What to produce
Give a count of the lines below that have the string "React" in them, with no other words.

Exercise data
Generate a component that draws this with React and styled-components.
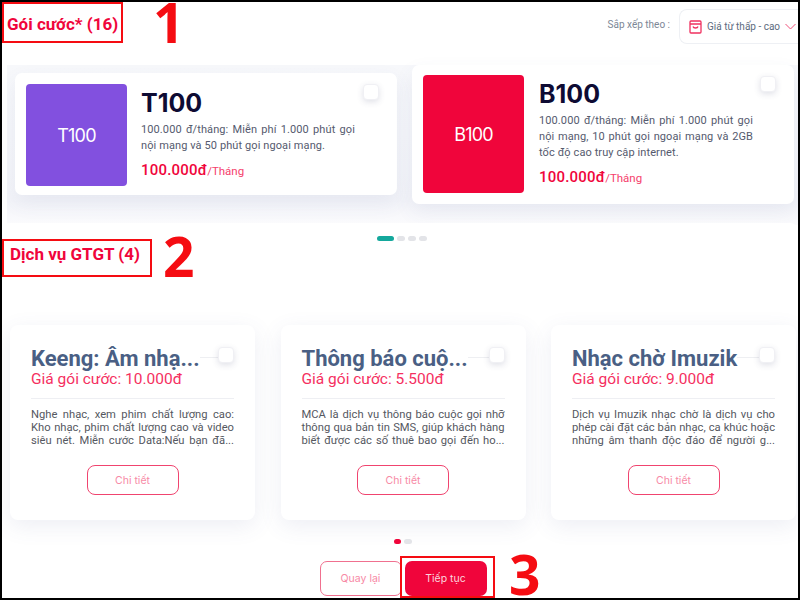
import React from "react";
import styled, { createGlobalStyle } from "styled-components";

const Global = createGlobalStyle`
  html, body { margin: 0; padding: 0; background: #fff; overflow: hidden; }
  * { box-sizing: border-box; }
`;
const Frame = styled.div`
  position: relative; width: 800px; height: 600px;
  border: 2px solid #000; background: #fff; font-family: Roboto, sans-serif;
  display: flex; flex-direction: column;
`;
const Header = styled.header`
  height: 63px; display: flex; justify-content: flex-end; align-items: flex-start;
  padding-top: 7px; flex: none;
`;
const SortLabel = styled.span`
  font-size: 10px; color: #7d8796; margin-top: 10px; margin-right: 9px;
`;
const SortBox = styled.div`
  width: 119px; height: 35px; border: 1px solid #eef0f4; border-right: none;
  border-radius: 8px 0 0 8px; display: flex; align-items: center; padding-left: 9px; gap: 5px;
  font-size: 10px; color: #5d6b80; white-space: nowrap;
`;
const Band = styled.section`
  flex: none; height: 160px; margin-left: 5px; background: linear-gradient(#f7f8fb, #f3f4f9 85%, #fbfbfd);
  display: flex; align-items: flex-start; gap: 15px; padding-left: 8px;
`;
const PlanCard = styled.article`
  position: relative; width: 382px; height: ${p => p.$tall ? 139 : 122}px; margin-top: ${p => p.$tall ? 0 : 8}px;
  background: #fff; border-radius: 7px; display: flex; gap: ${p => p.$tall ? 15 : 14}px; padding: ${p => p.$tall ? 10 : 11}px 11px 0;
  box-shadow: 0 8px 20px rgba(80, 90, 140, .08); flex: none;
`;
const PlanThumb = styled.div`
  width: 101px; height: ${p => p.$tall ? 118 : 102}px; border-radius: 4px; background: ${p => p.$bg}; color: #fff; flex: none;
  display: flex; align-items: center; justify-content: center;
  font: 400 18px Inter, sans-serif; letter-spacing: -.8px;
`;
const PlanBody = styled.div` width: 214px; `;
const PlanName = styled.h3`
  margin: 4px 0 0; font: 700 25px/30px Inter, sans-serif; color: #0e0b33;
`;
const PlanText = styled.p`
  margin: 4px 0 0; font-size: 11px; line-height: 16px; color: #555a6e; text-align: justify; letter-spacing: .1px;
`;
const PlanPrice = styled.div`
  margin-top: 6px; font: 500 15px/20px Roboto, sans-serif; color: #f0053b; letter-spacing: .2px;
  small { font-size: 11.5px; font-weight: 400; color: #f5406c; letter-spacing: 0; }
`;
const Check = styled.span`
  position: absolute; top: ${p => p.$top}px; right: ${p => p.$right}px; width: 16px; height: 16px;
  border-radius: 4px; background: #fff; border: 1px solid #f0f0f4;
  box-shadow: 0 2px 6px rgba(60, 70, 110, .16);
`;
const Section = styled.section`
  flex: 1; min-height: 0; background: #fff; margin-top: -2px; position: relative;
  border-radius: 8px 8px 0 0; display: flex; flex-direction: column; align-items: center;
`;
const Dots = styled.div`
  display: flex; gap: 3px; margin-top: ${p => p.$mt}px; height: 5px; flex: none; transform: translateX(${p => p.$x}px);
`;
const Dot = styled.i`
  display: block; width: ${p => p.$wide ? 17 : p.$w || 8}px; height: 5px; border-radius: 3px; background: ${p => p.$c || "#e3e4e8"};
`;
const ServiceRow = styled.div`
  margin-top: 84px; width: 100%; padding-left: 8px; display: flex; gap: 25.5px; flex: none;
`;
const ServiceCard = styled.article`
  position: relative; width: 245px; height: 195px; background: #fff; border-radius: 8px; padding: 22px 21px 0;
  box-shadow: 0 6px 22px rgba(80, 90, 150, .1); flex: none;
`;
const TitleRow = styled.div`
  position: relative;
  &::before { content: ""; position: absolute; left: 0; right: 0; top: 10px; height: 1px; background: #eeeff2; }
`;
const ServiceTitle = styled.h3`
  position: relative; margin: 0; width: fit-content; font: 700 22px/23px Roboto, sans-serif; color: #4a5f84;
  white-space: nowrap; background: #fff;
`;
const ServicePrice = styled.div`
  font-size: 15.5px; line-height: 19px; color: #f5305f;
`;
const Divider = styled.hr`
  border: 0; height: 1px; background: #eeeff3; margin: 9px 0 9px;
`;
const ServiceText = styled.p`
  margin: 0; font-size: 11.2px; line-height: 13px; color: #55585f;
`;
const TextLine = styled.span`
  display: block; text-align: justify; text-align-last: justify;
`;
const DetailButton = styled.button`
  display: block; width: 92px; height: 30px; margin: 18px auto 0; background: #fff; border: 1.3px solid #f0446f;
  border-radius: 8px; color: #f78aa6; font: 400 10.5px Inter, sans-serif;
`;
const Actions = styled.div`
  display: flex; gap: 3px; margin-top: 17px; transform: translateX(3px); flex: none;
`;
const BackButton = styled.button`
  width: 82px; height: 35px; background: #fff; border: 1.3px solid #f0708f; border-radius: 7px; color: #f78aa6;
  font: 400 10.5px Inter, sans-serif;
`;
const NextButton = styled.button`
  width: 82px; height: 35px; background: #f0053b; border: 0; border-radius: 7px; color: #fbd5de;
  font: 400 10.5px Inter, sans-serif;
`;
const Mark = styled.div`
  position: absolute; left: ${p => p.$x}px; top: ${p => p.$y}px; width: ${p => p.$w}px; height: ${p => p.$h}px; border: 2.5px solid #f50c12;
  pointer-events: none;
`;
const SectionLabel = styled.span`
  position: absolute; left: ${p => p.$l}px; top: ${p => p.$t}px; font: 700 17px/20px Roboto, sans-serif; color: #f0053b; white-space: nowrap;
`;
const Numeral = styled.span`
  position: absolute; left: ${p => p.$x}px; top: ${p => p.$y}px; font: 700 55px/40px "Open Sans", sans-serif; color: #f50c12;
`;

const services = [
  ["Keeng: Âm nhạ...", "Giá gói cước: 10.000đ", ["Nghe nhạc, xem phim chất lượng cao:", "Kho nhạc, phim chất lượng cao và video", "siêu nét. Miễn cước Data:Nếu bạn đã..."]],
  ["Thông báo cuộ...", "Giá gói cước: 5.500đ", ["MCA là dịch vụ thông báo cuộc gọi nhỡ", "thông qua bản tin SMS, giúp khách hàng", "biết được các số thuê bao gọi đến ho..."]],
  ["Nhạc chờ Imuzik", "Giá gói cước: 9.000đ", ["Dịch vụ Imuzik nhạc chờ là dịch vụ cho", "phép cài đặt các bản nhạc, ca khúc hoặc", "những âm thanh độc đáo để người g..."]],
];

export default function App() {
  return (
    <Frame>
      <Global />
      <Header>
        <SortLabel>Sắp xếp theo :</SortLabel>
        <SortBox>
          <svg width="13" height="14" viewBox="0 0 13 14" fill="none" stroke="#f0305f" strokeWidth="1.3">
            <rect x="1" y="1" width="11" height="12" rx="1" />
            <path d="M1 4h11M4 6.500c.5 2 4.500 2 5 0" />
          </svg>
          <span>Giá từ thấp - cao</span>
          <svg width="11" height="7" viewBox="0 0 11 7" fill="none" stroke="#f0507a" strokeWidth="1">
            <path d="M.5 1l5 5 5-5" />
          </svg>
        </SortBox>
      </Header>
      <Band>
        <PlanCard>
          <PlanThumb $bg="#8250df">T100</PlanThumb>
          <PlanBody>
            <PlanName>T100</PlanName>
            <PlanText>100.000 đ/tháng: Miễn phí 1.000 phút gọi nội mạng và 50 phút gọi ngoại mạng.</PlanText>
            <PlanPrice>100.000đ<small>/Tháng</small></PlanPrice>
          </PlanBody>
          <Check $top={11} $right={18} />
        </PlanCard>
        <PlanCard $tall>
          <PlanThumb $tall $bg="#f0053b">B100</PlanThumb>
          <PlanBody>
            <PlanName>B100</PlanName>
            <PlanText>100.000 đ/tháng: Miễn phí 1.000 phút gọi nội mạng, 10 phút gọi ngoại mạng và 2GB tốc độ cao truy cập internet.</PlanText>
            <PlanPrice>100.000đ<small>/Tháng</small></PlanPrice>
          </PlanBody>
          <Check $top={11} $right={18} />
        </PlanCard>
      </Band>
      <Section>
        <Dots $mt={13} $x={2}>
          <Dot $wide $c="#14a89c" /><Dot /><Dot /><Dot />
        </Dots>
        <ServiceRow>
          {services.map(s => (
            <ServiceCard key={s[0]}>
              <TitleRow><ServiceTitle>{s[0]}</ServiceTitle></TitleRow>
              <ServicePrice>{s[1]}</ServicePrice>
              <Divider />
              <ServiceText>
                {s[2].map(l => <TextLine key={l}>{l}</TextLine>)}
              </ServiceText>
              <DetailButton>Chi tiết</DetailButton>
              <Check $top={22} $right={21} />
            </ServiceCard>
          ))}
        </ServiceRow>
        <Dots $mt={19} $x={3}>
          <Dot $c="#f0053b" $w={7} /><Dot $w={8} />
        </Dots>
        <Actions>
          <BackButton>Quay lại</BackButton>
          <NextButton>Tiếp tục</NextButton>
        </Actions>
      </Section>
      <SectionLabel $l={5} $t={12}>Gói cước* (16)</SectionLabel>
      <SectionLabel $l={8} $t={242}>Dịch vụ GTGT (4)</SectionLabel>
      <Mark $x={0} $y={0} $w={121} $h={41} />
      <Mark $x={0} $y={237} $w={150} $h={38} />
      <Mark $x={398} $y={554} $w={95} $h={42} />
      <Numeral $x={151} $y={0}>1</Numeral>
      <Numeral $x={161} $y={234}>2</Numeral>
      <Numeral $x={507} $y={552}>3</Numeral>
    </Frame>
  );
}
* * *
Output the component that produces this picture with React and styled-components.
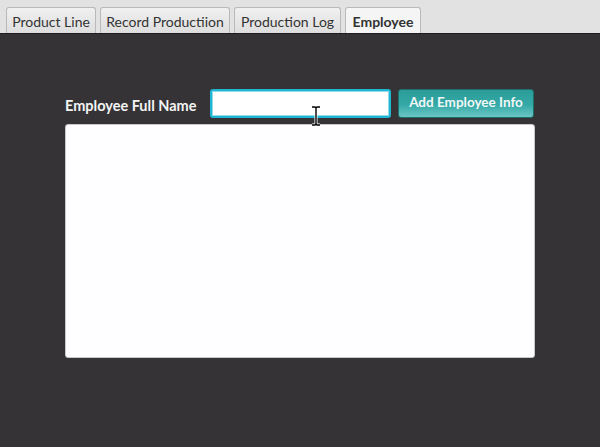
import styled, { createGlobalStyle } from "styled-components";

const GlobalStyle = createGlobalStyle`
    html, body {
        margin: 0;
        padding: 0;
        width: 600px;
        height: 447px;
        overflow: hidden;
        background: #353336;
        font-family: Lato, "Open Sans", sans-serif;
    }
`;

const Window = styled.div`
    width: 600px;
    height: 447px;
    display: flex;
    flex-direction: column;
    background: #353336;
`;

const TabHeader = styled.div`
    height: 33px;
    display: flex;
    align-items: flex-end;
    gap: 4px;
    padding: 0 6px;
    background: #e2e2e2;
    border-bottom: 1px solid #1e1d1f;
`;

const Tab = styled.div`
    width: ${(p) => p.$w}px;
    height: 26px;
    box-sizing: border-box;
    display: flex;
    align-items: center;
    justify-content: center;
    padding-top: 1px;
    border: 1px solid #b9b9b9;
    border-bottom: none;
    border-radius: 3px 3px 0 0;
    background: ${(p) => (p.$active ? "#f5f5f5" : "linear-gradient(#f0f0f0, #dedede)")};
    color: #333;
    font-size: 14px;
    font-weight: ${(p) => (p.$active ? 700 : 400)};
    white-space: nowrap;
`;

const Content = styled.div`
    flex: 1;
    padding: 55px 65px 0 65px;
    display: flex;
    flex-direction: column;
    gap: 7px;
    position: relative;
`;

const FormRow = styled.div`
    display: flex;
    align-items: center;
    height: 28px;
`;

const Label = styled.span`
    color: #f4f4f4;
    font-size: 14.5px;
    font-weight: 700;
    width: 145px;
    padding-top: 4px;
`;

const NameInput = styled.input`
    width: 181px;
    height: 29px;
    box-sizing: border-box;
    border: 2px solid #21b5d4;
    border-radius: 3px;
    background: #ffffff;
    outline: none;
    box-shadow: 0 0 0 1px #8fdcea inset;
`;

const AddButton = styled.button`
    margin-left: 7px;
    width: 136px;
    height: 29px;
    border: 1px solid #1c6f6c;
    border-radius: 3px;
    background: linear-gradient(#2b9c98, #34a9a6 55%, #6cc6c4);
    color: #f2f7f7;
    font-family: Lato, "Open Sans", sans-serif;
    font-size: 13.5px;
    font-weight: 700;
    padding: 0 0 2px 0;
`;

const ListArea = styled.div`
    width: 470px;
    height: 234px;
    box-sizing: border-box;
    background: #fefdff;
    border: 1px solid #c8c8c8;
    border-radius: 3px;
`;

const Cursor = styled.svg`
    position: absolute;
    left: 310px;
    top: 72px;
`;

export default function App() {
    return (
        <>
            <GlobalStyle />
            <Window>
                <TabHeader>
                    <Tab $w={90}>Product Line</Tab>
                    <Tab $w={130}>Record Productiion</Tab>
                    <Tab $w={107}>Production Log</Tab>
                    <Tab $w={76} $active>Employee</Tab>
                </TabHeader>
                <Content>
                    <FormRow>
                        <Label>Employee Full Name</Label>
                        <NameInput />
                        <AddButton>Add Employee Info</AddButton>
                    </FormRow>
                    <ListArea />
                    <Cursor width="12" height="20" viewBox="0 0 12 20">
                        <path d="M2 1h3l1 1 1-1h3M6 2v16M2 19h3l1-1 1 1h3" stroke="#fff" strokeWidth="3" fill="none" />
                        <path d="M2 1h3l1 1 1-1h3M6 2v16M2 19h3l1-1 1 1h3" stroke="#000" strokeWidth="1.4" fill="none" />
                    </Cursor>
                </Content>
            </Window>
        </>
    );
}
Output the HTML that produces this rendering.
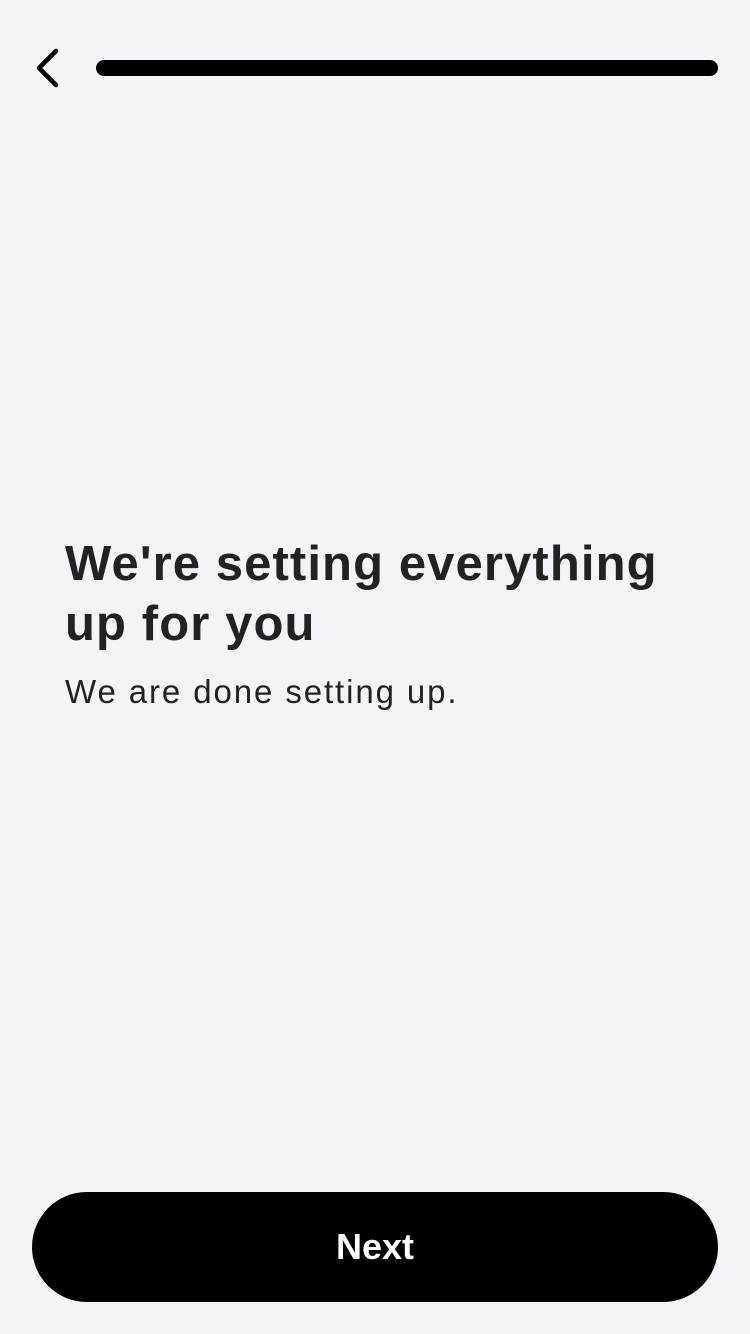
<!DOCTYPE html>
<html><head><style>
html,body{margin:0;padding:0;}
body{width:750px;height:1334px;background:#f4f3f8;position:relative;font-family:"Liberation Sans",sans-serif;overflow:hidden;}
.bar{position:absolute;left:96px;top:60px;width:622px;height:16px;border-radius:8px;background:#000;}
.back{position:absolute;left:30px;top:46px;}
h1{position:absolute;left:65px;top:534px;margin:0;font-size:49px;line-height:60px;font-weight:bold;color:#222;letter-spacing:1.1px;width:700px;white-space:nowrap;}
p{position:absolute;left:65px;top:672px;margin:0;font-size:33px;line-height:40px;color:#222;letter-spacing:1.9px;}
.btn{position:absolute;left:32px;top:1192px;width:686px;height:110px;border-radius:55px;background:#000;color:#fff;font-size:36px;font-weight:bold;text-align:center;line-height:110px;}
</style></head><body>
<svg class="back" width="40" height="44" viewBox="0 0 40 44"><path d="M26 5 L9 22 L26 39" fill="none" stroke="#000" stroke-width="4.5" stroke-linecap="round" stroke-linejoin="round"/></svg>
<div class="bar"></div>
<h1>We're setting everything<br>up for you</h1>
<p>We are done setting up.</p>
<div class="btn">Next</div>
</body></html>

Task output
3